Post # 1
I’ve had a thyroid condition for 13 years. It goes from hypo to hyper as it pleases and right now I am battling hyper (which is great for my weight loss! Not so much for the baby). I see my endocrinologist every 4-5 weeks and have my medication changed around every time. I swear, my house is a pharmacy. Last time I was at the OB I got a strong reprimand that I hadn’t waited to get pregnant until my thryoid levels had stabled out. This confused me because while I understand it’s important to be stable in all aspects before conceiving a child, the pregnancy more that likely would have thrown off my levels ANYWAY (I went from hypo to hyper after becoming pregnant, so it definitely messed with my levels).
Were you hypo or hyper before you were pregnant and did it switch?
Post # 3
I am curious to see what this thread says – I’m not pregnant, but I’m hypo and I worry about having children with this condition. Once you get stabilized, you just want to stay there!
Post # 4
@BackyardLoveBird: The frustrating thing is that I went in December to my endo and my labs were perfect! She told me not to come back for 6 months (which is progress for me since I go every month right now) and then I called in February to tell them I was pregnant and my labs were .02 where normal is .5-2.3 🙁
Post # 5
I was hypo to start and as soon as my endo confirmed my pregnancy she upped my dosage of Synthroid. My endo said we were fine to TTC before it was leveled off AS LONG AS IT WAS BEING TREATED, which you were. They just suggest that you go in monthly to have it monitored.
The TSH and T1 levels jumping around during pregnancy happens. I have to go for monthly blood draws and monthly anatomy scans so they can be sure her growth is progressing normally, because thyroid issues can affect fetal growth.
I know you are set on a midwife, but PLEASE be sure it is a Certified Nurse Midwife and that she knows about your thyroid and that you take all the precautions.
Post # 6
@KellyV: I really appreciate your concern about my thyroid condition and midwife, and I am completely being sincere when I say that. This was one of the first questions I had for her and she actually has a thyroid condition herself and has had 3 children so she has a lot of experience dealing with it.

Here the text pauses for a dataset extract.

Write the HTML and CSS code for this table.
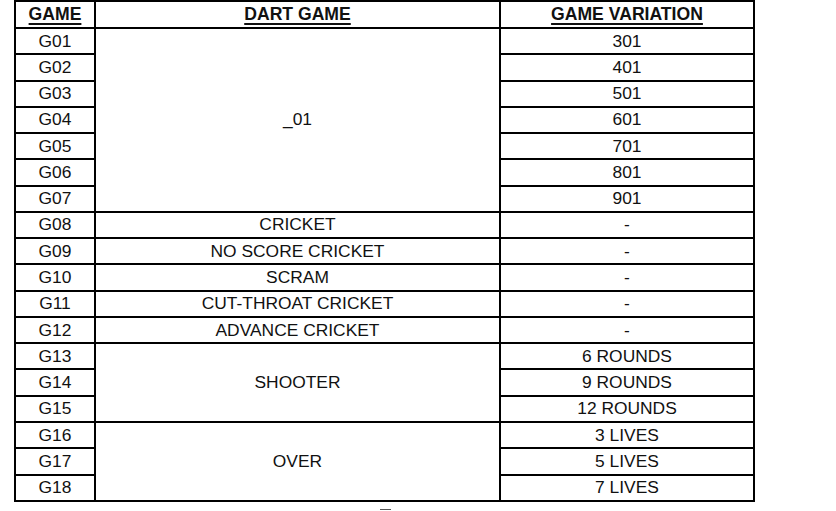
FILE: index.html
```html
<!DOCTYPE html>
<html>
<head>
<meta charset="utf-8">
<link rel="stylesheet" href="styles.css">
</head>
<body>
<table class="games">
<colgroup><col class="c1"><col class="c2"><col class="c3"></colgroup>
<thead>
<tr class="head"><th>GAME</th><th>DART GAME</th><th>GAME VARIATION</th></tr>
</thead>
<tbody>
<tr><td>G01</td><td rowspan="7">_01</td><td>301</td></tr>
<tr><td>G02</td><td>401</td></tr>
<tr><td>G03</td><td>501</td></tr>
<tr><td>G04</td><td>601</td></tr>
<tr><td>G05</td><td>701</td></tr>
<tr><td>G06</td><td>801</td></tr>
<tr><td>G07</td><td>901</td></tr>
<tr><td>G08</td><td>CRICKET</td><td>-</td></tr>
<tr><td>G09</td><td>NO SCORE CRICKET</td><td>-</td></tr>
<tr><td>G10</td><td>SCRAM</td><td>-</td></tr>
<tr><td>G11</td><td>CUT-THROAT CRICKET</td><td>-</td></tr>
<tr><td>G12</td><td>ADVANCE CRICKET</td><td>-</td></tr>
<tr><td>G13</td><td rowspan="3">SHOOTER</td><td>6 ROUNDS</td></tr>
<tr><td>G14</td><td>9 ROUNDS</td></tr>
<tr><td>G15</td><td>12 ROUNDS</td></tr>
<tr><td>G16</td><td rowspan="3">OVER</td><td>3 LIVES</td></tr>
<tr><td>G17</td><td>5 LIVES</td></tr>
<tr><td>G18</td><td>7 LIVES</td></tr>
</tbody>
</table>
<div class="next"></div>
</body>
</html>
```
FILE: styles.css
```css
html, body {
  margin: 0;
  padding: 0;
  background: #fff;
}
body {
  font-family: "Liberation Sans", Arial, sans-serif;
  color: #111;
  font-size: 17.4px;
}
.games {
  margin-left: 14px;
  border-collapse: separate;
  border-spacing: 0;
  table-layout: fixed;
  width: 741px;
  border-left: 2px solid #000;
  border-top: 2px solid #000;
}
.c1 { width: 80px; }
.c2 { width: 405px; }
.c3 { width: 254px; }
.games th,
.games td {
  border-right: 2px solid #000;
  border-bottom: 2px solid #000;
  padding: 0;
  text-align: center;
  vertical-align: middle;
  line-height: 19px;
  box-sizing: border-box;
}
.games th {
  font-size: 17.6px;
  font-weight: bold;
  text-decoration: underline;
  text-decoration-thickness: 2px;
  text-underline-offset: 3px;
  height: 27px;
}
.games tbody tr {
  height: 26.28px;
}
.next {
  margin: 7px 0 0 380px;
  width: 11px;
  height: 1px;
  background: #555;
}
```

Also, in our area there are an astounding amount of women with thyroid conditions. It’s crazy because around here EVERYONE you talk to knows someone or has it themselves. It’s never been like that anywhere else I’ve lived.
Post # 7
I’ve been hypo for years. I regulate it with medication. At my first appointment with the OB, she checked my levels again and they were fine. I’m 12 weeks and I keep meaning to ask her if she’s going to continue to check my levels, for the very reasons you talked about!
Post # 8
A few years ago my doctor said I was hypo and put me on Synthroid. I didn’t notice a huge difference in taking it although apparently my TSH went down a little bit. I went off it and had two blood tests by two different doctors like a year after going off it and was told my levels are “normal” – but I am always tired/lethargic so I don’t know. I need to know for sure if I AM or AM NOT before TTC because I have heard being hypo untreated can cause low IQ in babies. I am going to an endo next month to try to get a confirmation of if I am or am not.
Post # 9
@maggierose: I have hypothyroidism. I found out in high school and started levothyroxine. Well I wasn’t good about taking it and just stopped, when my next blood test happened, I had been off of it for months. My doctor said my tests came back normal and I told him I hadn’t taken my meds so he said to continue not to take them since my panels came back normal. Then two years ago I started my period and it wouldn’t stop, it wasn’t heavy just really really long (like three months)! I went to a clinic and was referred to a GP in my area who ran tests and saw that my levels were way off! So he prescribed levothyroxine and within two weeks my bleeding ceased. I talked to him about it and he said that the thyroid gland can fluctuate in producing t3/t4. I went off it earlier this year as I was trying to figure something out with my other meds, anyways, my long vaginal bleeding began again! So I started back on it and it stopped. All this may be too much info, but just keeping an eye on it doesn’t hurt. I think having periodic checks, like every 3-6 months is good. I am tested 3-6 months just to make sure the levels are correct.
Post # 10
I was born without a thyroid (very rare!) and have been on Synthroid my entire life. When I was eighteen my GP told me I may have trouble getting pregnant, but I still needed to be cautious anyway. I am diligent about checking my levels and when I feel tired/lethargic, I know it’s my thyroid levels. When I got pregnant last year, we checked my levels every few months and a week after I delivered I went to my GP to have my levels checked. Sure enough, they were low.
I have never heard of going back and forth between hypo and normal… I didn’t realize that was possible.
Post # 11
When I was a teen I had hyper thyroidism and when I got pregnant I went hypo… or atleast on the lower end of “normal”…. I didn’t switch again until after I had the munchkin and it went crazy hyper. I ended up having to have emergency surgery to remove it bn/c they couldn’t get it back into range.
Now I just take levothyroxine and will have it checked periodically throughout my pregnancy.